Ce texte est toujours excellent, mais l'éditeur ne l'a pas vu ; il vaut ni plus ni moins que les hommes. Peu importe. Je vous assure que je ne vous en veux pas, en dépit de vos deux lectures qui auraient dû suffire. J'ai bien plus le cœur à en rire qu'à m'en affliger.
Vous n'aimez guère, cependant, les réponses sèches à vos froids refus... et vous prenez la mouche, Editeur !
Brisons-là, comme vous dîtes.
PS : comment aurais-je su par avance que vous étiez "médiocre" ?
War
Lui (ça fait dans le lapidaire sibyllin à présent) :
Par ceci : éditeur.
Salud !
Moi (je mets une minute à tâcher de comprendre. Le « Salud » m’est resté une énigme ; si vous savez, vous... N’importe !) :
J'y suis : vous sous-entendez que je suppose tous les éditeurs médiocres !

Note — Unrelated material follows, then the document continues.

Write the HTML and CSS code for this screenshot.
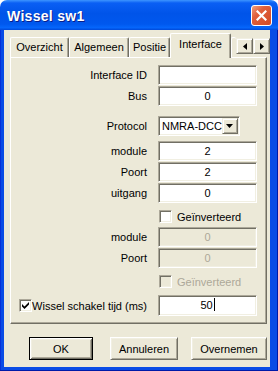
FILE: index.html
```html
<!DOCTYPE html>
<html lang="nl">
<head>
  <meta charset="UTF-8">
  <title>Wissel sw1</title>
  <link rel="stylesheet" href="styles.css">
</head>
<body>
  <div class="window">
    <div class="titlebar">
      <span class="title">Wissel sw1</span>
      <span class="close">
        <svg width="11" height="11" viewBox="0 0 11 11"><path d="M1.5 1.5 L9.5 9.5 M9.5 1.5 L1.5 9.5" stroke="#fff" stroke-width="2.2" stroke-linecap="square"/></svg>
      </span>
    </div>
    <div class="frame">
      <div class="client">
        <div class="tabstrip">
          <div class="tab t1">Overzicht</div>
          <div class="tab t2">Algemeen</div>
          <div class="tab t3">Positie</div>
          <div class="tab active t4">Interface</div>
          <div class="tab t5"></div>
          <div class="spin">
            <span class="spin-btn"><svg width="4" height="7" viewBox="0 0 4 7"><path d="M4 0 L0 3.5 L4 7 Z" fill="#000"/></svg></span>
            <span class="spin-btn"><svg width="4" height="7" viewBox="0 0 4 7"><path d="M0 0 L4 3.5 L0 7 Z" fill="#000"/></svg></span>
          </div>
        </div>

        <div class="panel">
          <div class="row r-id"><label>Interface ID</label><div class="field"></div></div>
          <div class="row r-bus"><label>Bus</label><div class="field">0</div></div>
          <div class="row r-proto">
            <label>Protocol</label>
            <div class="combo">
              <span class="combo-text">NMRA-DCC</span>
              <span class="combo-btn"><svg width="7" height="4" viewBox="0 0 7 4"><path d="M0 0 L7 0 L3.5 4 Z" fill="#000"/></svg></span>
            </div>
          </div>
          <div class="row r-mod"><label>module</label><div class="field">2</div></div>
          <div class="row r-poort"><label>Poort</label><div class="field">2</div></div>
          <div class="row r-uit"><label>uitgang</label><div class="field">0</div></div>
          <div class="row r-cb1"><label></label><div class="check"><span class="box"></span>Geïnverteerd</div></div>
          <div class="row r-mod2"><label>module</label><div class="field disabled">0</div></div>
          <div class="row r-poort2"><label>Poort</label><div class="field disabled">0</div></div>
          <div class="row r-cb2"><label></label><div class="check disabled"><span class="box"></span>Geïnverteerd</div></div>
          <div class="row r-tijd">
            <label class="with-check">
              <span class="box checked"><svg width="7" height="7" viewBox="0 0 7 7"><path d="M0 2 L0 4.5 L2.5 7 L7 2.5 L7 0 L2.5 4.5 Z" fill="#000"/></svg></span>
              <span>Wissel schakel tijd (ms)</span>
            </label>
            <div class="field tall">50<span class="caret"></span></div>
          </div>
        </div>

        <div class="buttons">
          <div class="btn default b-ok">OK</div>
          <div class="btn b-cancel">Annuleren</div>
          <div class="btn b-apply">Overnemen</div>
        </div>
      </div>
    </div>
  </div>
</body>
</html>
```

FILE: styles.css
```css
:root {
  --face: #ece9d8;
  --light: #f1efe2;
  --shadow: #aca899;
  --dark: #716f64;
  --xp-blue: #0a4ce6;
}

body {
  margin: 0;
  padding: 0;
  background: #fff;
  font-family: "Liberation Sans", Arial, sans-serif;
  font-size: 11px;
  color: #000;
}

.window {
  width: 278px;
  height: 371px;
  display: flex;
  flex-direction: column;
}

/* title bar */
.titlebar {
  height: 30px;
  flex: none;
  display: flex;
  align-items: center;
  justify-content: space-between;
  padding: 0 6px 0 7px;
  box-sizing: border-box;
  border-radius: 7px 7px 0 0;
  background: linear-gradient(#3d95ff 0%, #0a5ff4 10%, #0054e9 45%, #0058ee 80%, #0566fb 92%, #0049d9 100%);
}

.title {
  color: #fff;
  font-weight: bold;
  font-size: 14px;
  letter-spacing: 0.3px;
  text-shadow: 1px 1px #0a1e8a;
  margin-top: 1px;
}

.close {
  width: 21px;
  height: 21px;
  box-sizing: border-box;
  border: 1px solid #fff;
  border-radius: 3px;
  background: linear-gradient(135deg, #f0a080 0%, #e0603c 35%, #d24a25 100%);
  display: flex;
  align-items: center;
  justify-content: center;
  margin-top: 1px;
}

/* window frame */
.frame {
  flex: 1;
  display: flex;
  background: var(--xp-blue);
  padding: 0 8px 4px 4px;
  box-shadow: inset -1px -1px #0019a8, inset 1px 0 #0831d9;
}

.client {
  flex: 1;
  background: var(--face);
  display: flex;
  flex-direction: column;
}

/* tabs */
.tabstrip {
  height: 27px;
  display: flex;
  align-items: flex-end;
  padding-left: 6px;
  position: relative;
  z-index: 1;
  white-space: nowrap;
}

.tab {
  height: 20px;
  box-sizing: border-box;
  border-top: 1px solid #fff;
  border-left: 1px solid #fff;
  border-right: 1px solid var(--dark);
  border-radius: 2px 2px 0 0;
  box-shadow: inset -1px 0 var(--shadow);
  padding: 3px 0 0;
  text-align: center;
  background: var(--face);
}

.t1 { width: 59px; }
.t2 { width: 60px; }
.t3 { width: 41px; }
.t4 { width: 61px; }
.t5 { width: 5px; border-right: none; box-shadow: none; }

.tab.active {
  height: 25px;
  padding-top: 4px;
  margin-bottom: -1px;
}

.spin {
  display: flex;
  align-self: flex-start;
  margin-top: 8px;
}

.spin-btn {
  width: 17px;
  height: 16px;
  box-sizing: border-box;
  border: 1px solid;
  border-color: var(--light) var(--dark) var(--dark) var(--light);
  box-shadow: inset 1px 1px #fff, inset -1px -1px var(--shadow);
  display: flex;
  align-items: center;
  justify-content: center;
  background: var(--face);
}

/* panel */
.panel {
  width: 257px;
  height: 267px;
  margin-left: 6px;
  box-sizing: border-box;
  border: 1px solid;
  border-color: #fff var(--dark) var(--dark) #fff;
  box-shadow: inset -1px -1px var(--shadow);
  display: flex;
  flex-direction: column;
  padding-top: 7px;
}

.row {
  display: grid;
  grid-template-columns: 136px 99px;
  column-gap: 11px;
  align-items: center;
  height: 20px;
  margin-top: 1px;
  white-space: nowrap;
}

.row label {
  text-align: right;
}

.r-id { margin-top: 0; }
.r-proto { margin-top: 9px; height: 21px; }
.r-mod { margin-top: 5px; }
.r-cb1 { margin-top: 5px; height: 17px; }
.r-mod2 { margin-top: 2px; }
.r-cb2 { margin-top: 5px; height: 17px; }
.r-tijd { margin-top: 5px; height: 21px; }

.field {
  height: 20px;
  box-sizing: border-box;
  background: #fff;
  border: 1px solid;
  border-color: var(--shadow) #fff #fff var(--shadow);
  box-shadow: inset 1px 1px var(--dark), inset -1px -1px var(--light);
  text-align: center;
  line-height: 18px;
}

.field.tall {
  height: 21px;
  line-height: 19px;
}

.field.disabled {
  background: var(--face);
  color: var(--shadow);
}

.caret {
  display: inline-block;
  width: 1px;
  height: 13px;
  background: #000;
  vertical-align: -2px;
  margin-left: 1px;
}

.combo {
  width: 82px;
  height: 20px;
  box-sizing: border-box;
  background: #fff;
  border: 1px solid;
  border-color: var(--shadow) #fff #fff var(--shadow);
  box-shadow: inset 1px 1px var(--dark), inset -1px -1px var(--light);
  display: flex;
  align-items: center;
  justify-content: space-between;
  padding: 2px;
}

.combo-text {
  padding-left: 1px;
  white-space: nowrap;
}

.combo-btn {
  width: 16px;
  height: 16px;
  flex: none;
  box-sizing: border-box;
  border: 1px solid;
  border-color: var(--light) var(--dark) var(--dark) var(--light);
  box-shadow: inset 1px 1px #fff, inset -1px -1px var(--shadow);
  background: var(--face);
  display: flex;
  align-items: center;
  justify-content: center;
}

/* check boxes */
.check {
  display: flex;
  align-items: center;
  gap: 5px;
  padding-left: 1px;
}

.check.disabled {
  color: var(--shadow);
}

.box {
  width: 13px;
  height: 13px;
  flex: none;
  box-sizing: border-box;
  background: #fff;
  border: 1px solid;
  border-color: var(--shadow) #fff #fff var(--shadow);
  box-shadow: inset 1px 1px var(--dark), inset -1px -1px var(--light);
  display: flex;
  align-items: center;
  justify-content: center;
}

.check.disabled .box {
  background: var(--face);
}

.row label.with-check {
  display: flex;
  align-items: center;
  justify-content: space-between;
  padding-left: 8px;
}

/* buttons */
.buttons {
  display: flex;
  margin-top: 13px;
}

.btn {
  height: 23px;
  box-sizing: border-box;
  border: 1px solid;
  border-color: #fff var(--dark) var(--dark) #fff;
  box-shadow: inset 1px 1px var(--light), inset -1px -1px var(--shadow);
  display: flex;
  align-items: center;
  justify-content: center;
}

.btn.default {
  border-color: #000;
  box-shadow: inset 1px 1px #fff, inset -1px -1px var(--dark), inset 2px 2px var(--light), inset -2px -2px var(--shadow);
}

.b-ok { width: 64px; margin-left: 25px; }
.b-cancel { width: 68px; margin-left: 17px; }
.b-apply { width: 76px; margin-left: 13px; }
```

C'est méjuger assez furieusement.
Salud (bis)
War
Voilà pour cet entretien magnifique.
Je dois signaler que j’aurais, sur ce texte, une longue critique manuscrite d’un M. Bellec du Passager Clandestin qui jugera en gros le texte superbe mais trop inquiétant sinon dangereux ; un autre de mes essais recevra aussi une réponse plus brève mais aimable, quoique encore négative, d’Aux Forges de Vulcain. J’y répondrais toujours avec amabilité, sans ironie, comme il se doit, preuve que je ne suis pas tant un forcené qu’on peut le croire. Tous les autres manuscrits expédiés par courrier ou par mail, soit plus de deux cents en tout, ne seront sanctionnés que d’un courrier-type, ou de pas de courrier du tout.